C’est en effet à l’issue de la victoire de Hitler en
Allemagne (février 1933) et devant l’absence de
réaction à la tragédie allemande au sein de
l’Internationale communiste (la IIIe), que Trotsky et
l’Opposition de gauche internationale ont conclu que, totalement
soumis aux intérêts diplomatiques de Staline, cette
Internationale avait failli et devait être remplacée par
des nouveaux partis et une Internationale nouvelle.

Les cinq années qui ont suivi cette décision furent
marquées par la contre-révolution stalinienne et le
massacre massif en URSS des militants bolcheviks et des dirigeants
communistes étrangers réfugiés, dont les
procès de Moscou ne constituaient que le sommet de
l’iceberg, par l’organisation des défaites des
mouvements de masse en France et en Espagne sous l’égide
de l’alliance entre la social-démocratie et les
staliniens, par la défaite des ouvriers autrichiens devant
l’Anschluss, l’invasion de l’Ethiopie, le
début de la guerre japonaise en Chine, la dissolution par
l’Internationale communiste du PC de Pologne et
l’assassinat de la quasi-totalité de ses dirigeants en
URSS… La Seconde guerre mondiale, qui fera disparaître des
traditions et des cultures comme des continents engloutis, allait
suivre. Deux décennies seulement après que la
révolution russe ait ouvert une nouvelle ère historique,
mobilisant espoirs et enthousiasme, pour la classe ouvrière
mondiale il était «minuit dans le siècle».

La fondation de la IVe Internationale fut dans ces conditions un acte
de résistance, une tentative de sauver l’avenir, de
préserver et de continuer à enrichir le marxisme vivant.
Ceux qui ont entrepris cette tâche étaient peu nombreux.
Ils subissaient la répression bourgeoise. Ils étaient
pourchassés et assassinés par les agents staliniens. […]

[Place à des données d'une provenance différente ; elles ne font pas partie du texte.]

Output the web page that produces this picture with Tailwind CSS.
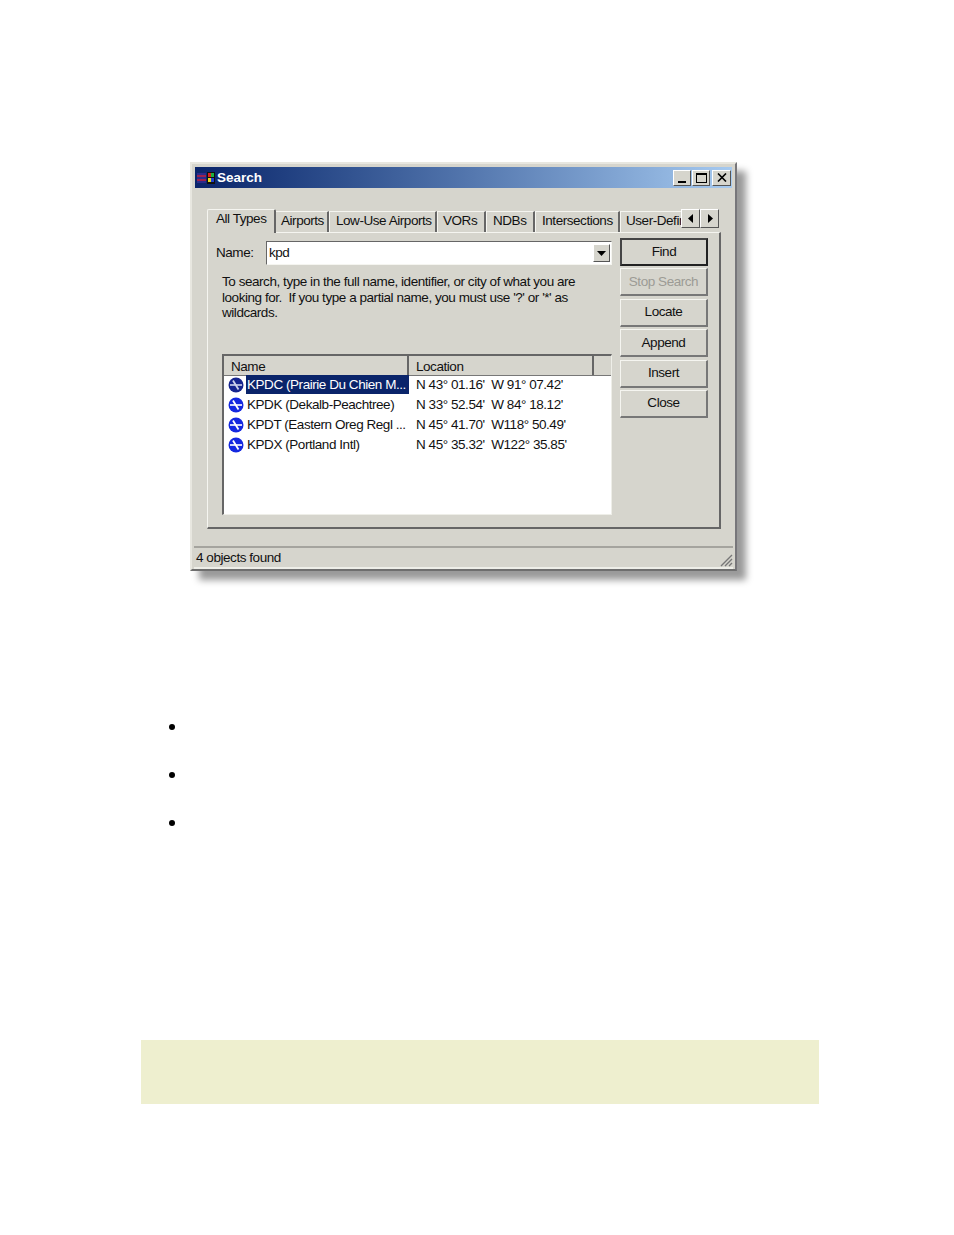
<!DOCTYPE html>
<html lang="en">
<head>
<meta charset="UTF-8" />
<title>Search</title>
<script src="https://cdn.jsdelivr.net/npm/@tailwindcss/browser@4"></script>
</head>
<body class="bg-white font-['Liberation_Sans',sans-serif] text-[13.5px] leading-[16px] text-[#111]">
  <!-- dialog screenshot -->
  <div class="pt-[162px] pl-[190px]">
    <div class="w-[547px] h-[409px] bg-[#d6d5cd] border-t-2 border-l-2 border-r-2 border-b-2 border-t-[#e8e7e0] border-l-[#e8e7e0] border-r-[#77767a] border-b-[#6e6e6e] shadow-[9px_9px_7px_#9a9a9a] pt-[3px] px-[3px] flex flex-col">
      <!-- title bar -->
      <div class="h-[21px] shrink-0 flex items-center bg-gradient-to-r from-[#0a246a] to-[#a6caf0] text-white pl-[1px] pr-[1px]">
        <svg width="20" height="16" viewBox="0 0 20 16">
          <rect x="1" y="3" width="9" height="10" fill="#2b2b8c" />
          <path d="M1 6h9M1 10h9" stroke="#c0203a" stroke-width="1.5" />
          <rect x="11" y="2" width="8" height="12" fill="#111" />
          <rect x="12" y="3" width="3" height="4" fill="#d82020" />
          <rect x="15" y="3" width="3" height="4" fill="#20b040" />
          <rect x="12" y="8" width="3" height="4" fill="#e8e020" />
          <rect x="15" y="8" width="3" height="4" fill="#2040d0" />
        </svg>
        <span class="ml-[1px] font-bold text-[13.5px]">Search</span>
        <div class="ml-auto flex items-center">
          <div class="w-[18px] h-[16px] bg-[#d6d5cd] border border-t-white border-l-white border-r-[#555] border-b-[#555] flex items-end justify-center pb-[2px]"><div class="w-[8px] h-[2px] bg-black"></div></div>
          <div class="ml-[1px] w-[18px] h-[16px] bg-[#d6d5cd] border border-t-white border-l-white border-r-[#555] border-b-[#555] flex items-center justify-center"><div class="w-[11px] h-[10px] border border-t-2 border-black"></div></div>
          <div class="ml-[2px] w-[19px] h-[16px] bg-[#d6d5cd] border border-t-white border-l-white border-r-[#555] border-b-[#555] flex items-center justify-center">
            <svg width="10" height="9" viewBox="0 0 10 9"><path d="M1 0.5l8 8M9 0.5l-8 8" stroke="#000" stroke-width="1.6" /></svg>
          </div>
        </div>
      </div>

      <div class="pl-[12px] pr-[13px] pt-[20px] relative">
        <!-- tabs -->
        <div class="flex items-end h-[24px] tracking-[-0.45px] relative whitespace-nowrap">
          <div class="h-[24px] w-[69px] shrink-0 bg-[#d6d5cd] border-t border-l border-[#f5f5f0] border-r-2 border-r-[#666] rounded-t-[2px] pl-[8px] pt-[1px] relative z-10 -mb-[1px]">All Types</div>
          <div class="h-[21px] shrink-0 w-[53px] border-t border-[#f5f5f0] border-r-2 border-r-[#666] pl-[5px] pt-[1px]">Airports</div>
          <div class="h-[21px] shrink-0 w-[108px] border-t border-l border-[#f5f5f0] border-r-2 border-r-[#666] pl-[6px] pt-[1px]">Low-Use Airports</div>
          <div class="h-[21px] shrink-0 w-[49px] border-t border-l border-[#f5f5f0] border-r-2 border-r-[#666] pl-[5px] pt-[1px]">VORs</div>
          <div class="h-[21px] shrink-0 w-[49px] border-t border-l border-[#f5f5f0] border-r-2 border-r-[#666] pl-[6px] pt-[1px]">NDBs</div>
          <div class="h-[21px] shrink-0 w-[85px] border-t border-l border-[#f5f5f0] border-r-2 border-r-[#666] pl-[6px] pt-[1px]">Intersections</div>
          <div class="h-[21px] w-[62px] shrink-0 border-t border-l border-[#f5f5f0] pl-[5px] pt-[1px] overflow-hidden">User-Defined</div>
          <!-- tab scroll arrows -->
          <div class="absolute right-0 bottom-[4px] flex">
            <div class="w-[19px] h-[19px] bg-[#d6d5cd] border border-t-white border-l-white border-r-[#555] border-b-[#555] flex items-center justify-center"><svg width="6" height="9" viewBox="0 0 6 9"><path d="M5 0v9L0 4.5z" fill="#000" /></svg></div>
            <div class="w-[19px] h-[19px] bg-[#d6d5cd] border border-t-white border-l-white border-r-[#555] border-b-[#555] flex items-center justify-center"><svg width="6" height="9" viewBox="0 0 6 9"><path d="M1 0v9l5-4.5z" fill="#000" /></svg></div>
          </div>
        </div>

        <!-- tab panel -->
        <div class="h-[297px] w-[514px] border-t border-l border-t-[#f5f5f0] border-l-[#f5f5f0] border-r-2 border-b-2 border-r-[#666] border-b-[#666] flex pl-[8px] pt-[5px] tracking-[-0.45px]">
          <div class="w-[396px] shrink-0 pt-[3px]">
            <div class="flex items-center h-[24px]">
              <span class="w-[50px]">Name:</span>
              <div class="w-[346px] h-[24px] bg-white border border-t-[#666] border-l-[#666] border-b-[#f5f5f0] border-r-[#f5f5f0] flex items-center pl-[2px] pr-[1px]">
                <span>kpd</span>
                <div class="ml-auto w-[17px] h-[18px] bg-[#d6d5cd] border border-t-white border-l-white border-r-[#555] border-b-[#555] flex items-center justify-center"><svg width="9" height="5" viewBox="0 0 9 5"><path d="M0 0h9L4.5 5z" fill="#000" /></svg></div>
              </div>
            </div>
            <p class="ml-[6px] mt-[9px] w-[380px] leading-[15.5px]">To search, type in the full name, identifier, or city of what you are looking for.&nbsp; If you type a partial name, you must use '?' or '*' as wildcards.</p>

            <!-- results list -->
            <div class="ml-[6px] mt-[33px] w-[390px] h-[161px] bg-white border-t-2 border-l-2 border-r border-b border-t-[#666] border-l-[#666] border-r-[#eeeee8] border-b-[#eeeee8]">
              <div class="flex h-[20px] bg-[#d6d5cd] border-b border-b-[#777] leading-[21px]">
                <div class="w-[185px] pl-[7px] border-r-2 border-r-[#666]">Name</div>
                <div class="w-[185px] pl-[7px] border-r-2 border-r-[#666]">Location</div>
              </div>
              <div class="flex flex-col -mt-[1px]">
                <div class="flex h-[20px] items-center pl-[4px]">
                  <svg class="shrink-0" width="16" height="16" viewBox="0 0 16 16"><circle cx="8" cy="8" r="7.5" fill="#16258f" /><path d="M2 8h12" stroke="#cfd3ea" stroke-width="1.6" /><path d="M5 3.5l5.5 9" stroke="#cfd3ea" stroke-width="1.8" /></svg>
                  <span class="ml-[2px] w-[163px] h-[19px] leading-[19px] bg-[#0a246a] text-white pl-[1px] whitespace-nowrap">KPDC (Prairie Du Chien M...</span>
                  <span class="ml-[7px] whitespace-pre">N 43° 01.16'  W 91° 07.42'</span>
                </div>
                <div class="flex h-[20px] items-center pl-[4px]">
                  <svg class="shrink-0" width="16" height="16" viewBox="0 0 16 16"><circle cx="8" cy="8" r="7.5" fill="#1428e0" /><path d="M2 8h12" stroke="#fff" stroke-width="1.6" /><path d="M5 3.5l5.5 9" stroke="#fff" stroke-width="1.8" /></svg>
                  <span class="ml-[2px] w-[163px] pl-[1px] whitespace-nowrap">KPDK (Dekalb-Peachtree)</span>
                  <span class="ml-[7px] whitespace-pre">N 33° 52.54'  W 84° 18.12'</span>
                </div>
                <div class="flex h-[20px] items-center pl-[4px]">
                  <svg class="shrink-0" width="16" height="16" viewBox="0 0 16 16"><circle cx="8" cy="8" r="7.5" fill="#1428e0" /><path d="M2 8h12" stroke="#fff" stroke-width="1.6" /><path d="M5 3.5l5.5 9" stroke="#fff" stroke-width="1.8" /></svg>
                  <span class="ml-[2px] w-[163px] pl-[1px] whitespace-nowrap">KPDT (Eastern Oreg Regl ...</span>
                  <span class="ml-[7px] whitespace-pre">N 45° 41.70'  W118° 50.49'</span>
                </div>
                <div class="flex h-[20px] items-center pl-[4px]">
                  <svg class="shrink-0" width="16" height="16" viewBox="0 0 16 16"><circle cx="8" cy="8" r="7.5" fill="#1428e0" /><path d="M2 8h12" stroke="#fff" stroke-width="1.6" /><path d="M5 3.5l5.5 9" stroke="#fff" stroke-width="1.8" /></svg>
                  <span class="ml-[2px] w-[163px] pl-[1px] whitespace-nowrap">KPDX (Portland Intl)</span>
                  <span class="ml-[7px] whitespace-pre">N 45° 35.32'  W122° 35.85'</span>
                </div>
              </div>
            </div>
          </div>

          <!-- buttons -->
          <div class="ml-[8px] w-[88px] flex flex-col gap-[2.4px]">
            <div class="h-[28px] border-2 border-[#222] border-t-[#444] border-l-[#444] flex items-center justify-center">Find</div>
            <div class="h-[28px] border border-t-[#f5f5f0] border-l-[#f5f5f0] border-r-2 border-b-2 border-r-[#777] border-b-[#777] flex items-center justify-center text-[#9c9b95]">Stop Search</div>
            <div class="h-[28px] border border-t-[#f5f5f0] border-l-[#f5f5f0] border-r-2 border-b-2 border-r-[#777] border-b-[#777] flex items-center justify-center">Locate</div>
            <div class="h-[28px] border border-t-[#f5f5f0] border-l-[#f5f5f0] border-r-2 border-b-2 border-r-[#777] border-b-[#777] flex items-center justify-center">Append</div>
            <div class="h-[28px] border border-t-[#f5f5f0] border-l-[#f5f5f0] border-r-2 border-b-2 border-r-[#777] border-b-[#777] flex items-center justify-center">Insert</div>
            <div class="h-[28px] border border-t-[#f5f5f0] border-l-[#f5f5f0] border-r-2 border-b-2 border-r-[#777] border-b-[#777] flex items-center justify-center">Close</div>
          </div>
        </div>
      </div>

      <!-- status bar -->
      <div class="mt-[17px] h-[24px] border-t-2 border-t-[#a5a49e] border-b-2 border-b-[#eeeee8] pl-[2px] pt-[2px] -mx-[1px] flex tracking-[-0.45px] relative">
        <span>4 objects found</span>
        <svg class="absolute right-0 bottom-0" width="15" height="15" viewBox="0 0 15 15"><path d="M14 3L3 14M14 7L7 14M14 11L11 14" stroke="#777" stroke-width="1.4" /></svg>
      </div>
    </div>
  </div>

  <!-- empty bullets -->
  <ul class="mt-[153px] ml-[169px] flex flex-col gap-[42px]">
    <li class="h-[6px] w-[6px] rounded-full bg-black"></li>
    <li class="h-[6px] w-[6px] rounded-full bg-black"></li>
    <li class="h-[6px] w-[6px] rounded-full bg-black"></li>
  </ul>

  <!-- note box -->
  <div class="mt-[214px] ml-[141px] w-[678px] h-[64px] bg-[#eeefcf]"></div>
</body>
</html>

Nouvelle situation mondiale, nouvelle Internationale

Le tournant en juillet 1933 de l’Opposition de gauche
internationale vers la construction de nouveaux partis et d’une
Internationale nouvelle a lieu dans une situation très
différente de celle qui a conduit à la constitution des
trois Internationales précédentes. Polémiquant
avec le délégué polonais Hersch Mendel Stockfish
(«Karl»), opposé à la proclamation de la IVe
Internationale car «Nous n’avons pas la direction des
masses», Pierre Naville s’exprimait ainsi, lors de la
session plénière de la Conférence de fondation:
«Au lieu de tirer argument des analogies dans la succession des
Internationales, il faut voir les situations concrètes, la
situation originale dans chaque cas. La Première est née
du néant, le prolétariat s’affirma comme classe
internationale, c’est tout. Elle ne dirigea aucune lutte et fut
mêlée aux mouvements petit-bourgeois. La Deuxième
fut liée à des appareils d’Etat, n’avait pas
de concurrentes, ne se considérait d’ailleurs pas
officiellement comme continuatrice de la Première
Internationale. La Troisième n’a pu liquider la Seconde.
Elle aussi est devenue un appendice étatiste. Elle subsiste
à côté avec la Deuxième. […] C’est
une situation unique qu’il faut analyser comme telle. Il faut
sortir de l’imprécision. […] Nous devons avoir une
organisation délimitée et non un champ de manœuvres
pour tous les courants confus. Seront membres ceux qui accepteront le
programme, les statuts, les décisions. Ce n’est pas une
Internationale “définitive”. Aucune n’est
définitive. Nous ne proclamons pas l’Internationale
victorieuse. Nous voulons une figure nette, pour préparer les
meilleures conditions de lutte. Les Internationales ne sont pas des
cadres figés. Ce sont des organisations de lutte. Leur forme
correspond à leur mission dans un stade donné. La
nôtre dans la situation mondiale actuelle consiste à faire
cesser certaines équivoques et à faciliter ainsi le
rassemblement autour de nous.» […]

La dégénérescence stalinienne n’était
pas la répétition de la bureaucratisation du mouvement
ouvrier par une intégration croissante de ses élites au
sein de la société bourgeoise, bureaucratisation qui
avait fait sombrer la social-démocratie en 1914. Les partis
communistes continuaient à regrouper la grande majorité
de militant-e-s s’identifiant à la révolution
prolétarienne. Hors de l’URSS le discours sur le
«socialisme dans un seul pays» n’était pas
perçu par les militant-e-s communistes comme une soumission
absolue des intérêts de la classe ouvrière mondiale
aux besoins des élites de l’Etat soviétique. Ces
militant-e-s n’imaginaient pas que les intérêts du
Kremlin étaient opposés à ceux des
travailleurs-euses du monde entier. Les zigzags de la politique
imposée par le Kremlin à l’Internationale
communiste étaient, au mieux, identifiés à des
erreurs. Seule une petite minorité autour de L. Trotsky, qui
allait se regrouper au sein de la IVe Internationale, percevait la
contre-révolution en cours en URSS, le rôle social
particulier de la bureaucratie soviétique, ses
intérêts divergents et de plus en plus antagoniques avec
ceux du prolétariat mondial. Ce «centrisme bureaucratique
(stalinisme)» allait récupérer la radicalisation
des masses au cours des décennies suivantes.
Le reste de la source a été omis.